### GIVEN TASK
Below are the records; copy each line in them that holds the word "Tailwind".

## Begin SUPPLIED ENTRIES

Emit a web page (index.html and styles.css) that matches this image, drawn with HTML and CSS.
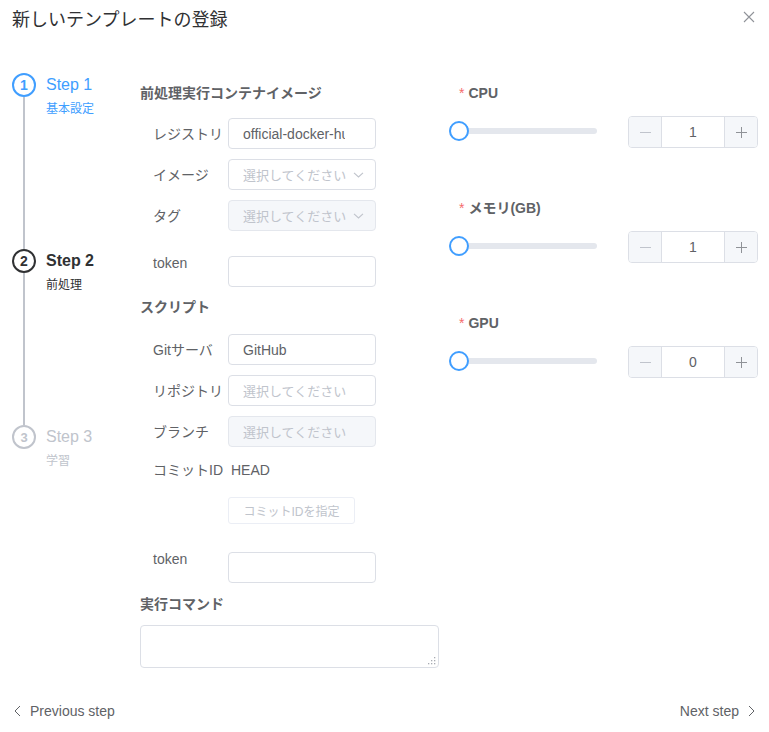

## End SUPPLIED ENTRIES
## Begin SUPPLIED ENTRIES

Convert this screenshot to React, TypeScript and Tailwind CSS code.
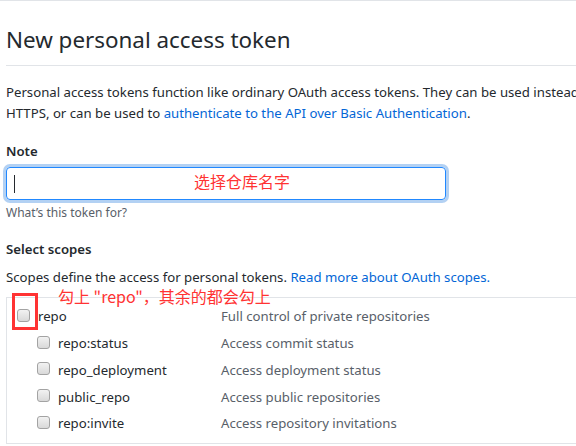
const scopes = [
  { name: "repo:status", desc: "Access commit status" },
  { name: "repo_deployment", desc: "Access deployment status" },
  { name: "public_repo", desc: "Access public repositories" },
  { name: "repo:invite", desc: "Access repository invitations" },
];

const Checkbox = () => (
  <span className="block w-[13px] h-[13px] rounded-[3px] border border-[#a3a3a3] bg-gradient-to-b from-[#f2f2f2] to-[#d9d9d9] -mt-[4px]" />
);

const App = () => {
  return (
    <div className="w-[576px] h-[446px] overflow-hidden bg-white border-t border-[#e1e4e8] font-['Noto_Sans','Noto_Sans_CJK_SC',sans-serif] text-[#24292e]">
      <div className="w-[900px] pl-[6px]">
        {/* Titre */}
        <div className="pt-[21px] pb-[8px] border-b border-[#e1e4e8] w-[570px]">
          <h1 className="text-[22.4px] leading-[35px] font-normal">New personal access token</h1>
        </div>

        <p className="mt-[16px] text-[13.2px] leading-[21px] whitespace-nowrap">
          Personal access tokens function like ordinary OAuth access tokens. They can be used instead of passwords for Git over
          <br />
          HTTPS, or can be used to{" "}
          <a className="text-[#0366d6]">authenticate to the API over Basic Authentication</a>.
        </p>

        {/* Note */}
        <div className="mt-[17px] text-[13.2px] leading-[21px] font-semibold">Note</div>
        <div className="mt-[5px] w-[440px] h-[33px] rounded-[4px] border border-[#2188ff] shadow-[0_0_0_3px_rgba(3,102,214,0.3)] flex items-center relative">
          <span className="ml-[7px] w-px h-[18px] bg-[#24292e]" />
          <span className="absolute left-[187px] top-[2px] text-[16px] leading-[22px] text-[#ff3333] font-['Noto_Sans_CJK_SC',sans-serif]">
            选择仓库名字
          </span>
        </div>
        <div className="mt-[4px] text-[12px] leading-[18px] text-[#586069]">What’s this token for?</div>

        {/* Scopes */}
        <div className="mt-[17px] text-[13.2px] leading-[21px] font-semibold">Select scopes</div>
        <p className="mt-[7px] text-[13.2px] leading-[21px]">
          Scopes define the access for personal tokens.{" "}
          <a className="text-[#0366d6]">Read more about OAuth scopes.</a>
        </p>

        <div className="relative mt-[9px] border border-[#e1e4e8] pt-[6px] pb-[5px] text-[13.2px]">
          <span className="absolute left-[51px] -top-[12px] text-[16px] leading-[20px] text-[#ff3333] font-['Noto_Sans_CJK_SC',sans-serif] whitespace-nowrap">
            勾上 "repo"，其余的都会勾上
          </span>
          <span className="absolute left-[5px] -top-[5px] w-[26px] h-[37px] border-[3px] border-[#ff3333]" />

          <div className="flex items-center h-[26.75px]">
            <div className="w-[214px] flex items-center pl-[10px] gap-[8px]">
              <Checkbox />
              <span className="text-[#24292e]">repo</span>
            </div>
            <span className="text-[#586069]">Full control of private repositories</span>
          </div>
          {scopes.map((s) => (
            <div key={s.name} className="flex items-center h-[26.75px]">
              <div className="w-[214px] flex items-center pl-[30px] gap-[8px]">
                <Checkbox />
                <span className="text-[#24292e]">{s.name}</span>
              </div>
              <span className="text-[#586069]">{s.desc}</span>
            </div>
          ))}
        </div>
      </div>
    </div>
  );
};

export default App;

## End SUPPLIED ENTRIES
## Begin SUPPLIED ENTRIES

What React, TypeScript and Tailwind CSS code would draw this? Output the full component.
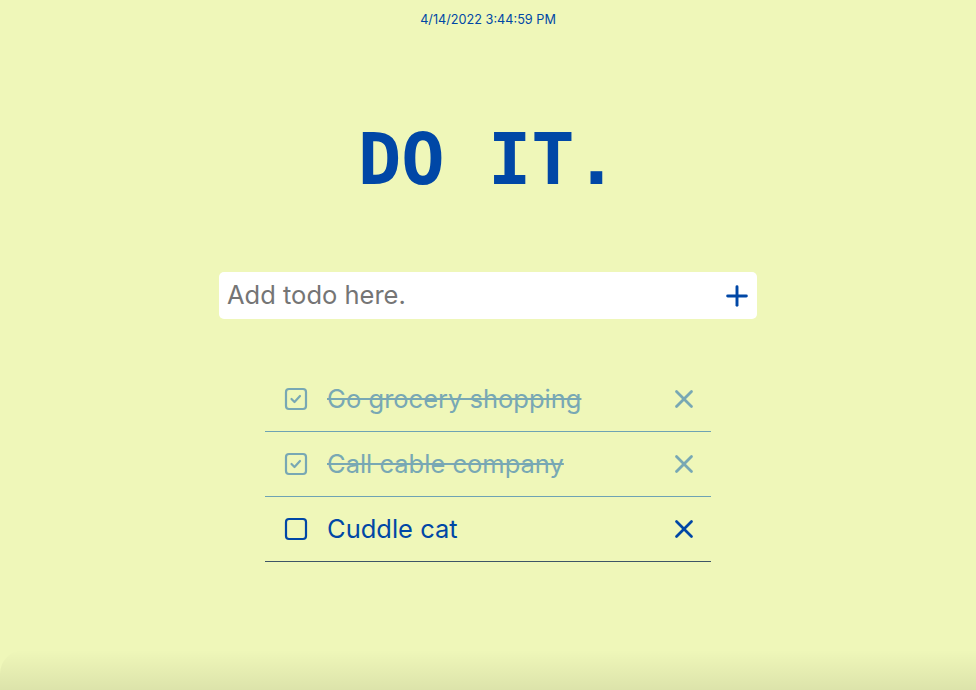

## End SUPPLIED ENTRIES

### EXPECTED ANSWER
Convert this screenshot to React, TypeScript and Tailwind CSS code.
What React, TypeScript and Tailwind CSS code would draw this? Output the full component.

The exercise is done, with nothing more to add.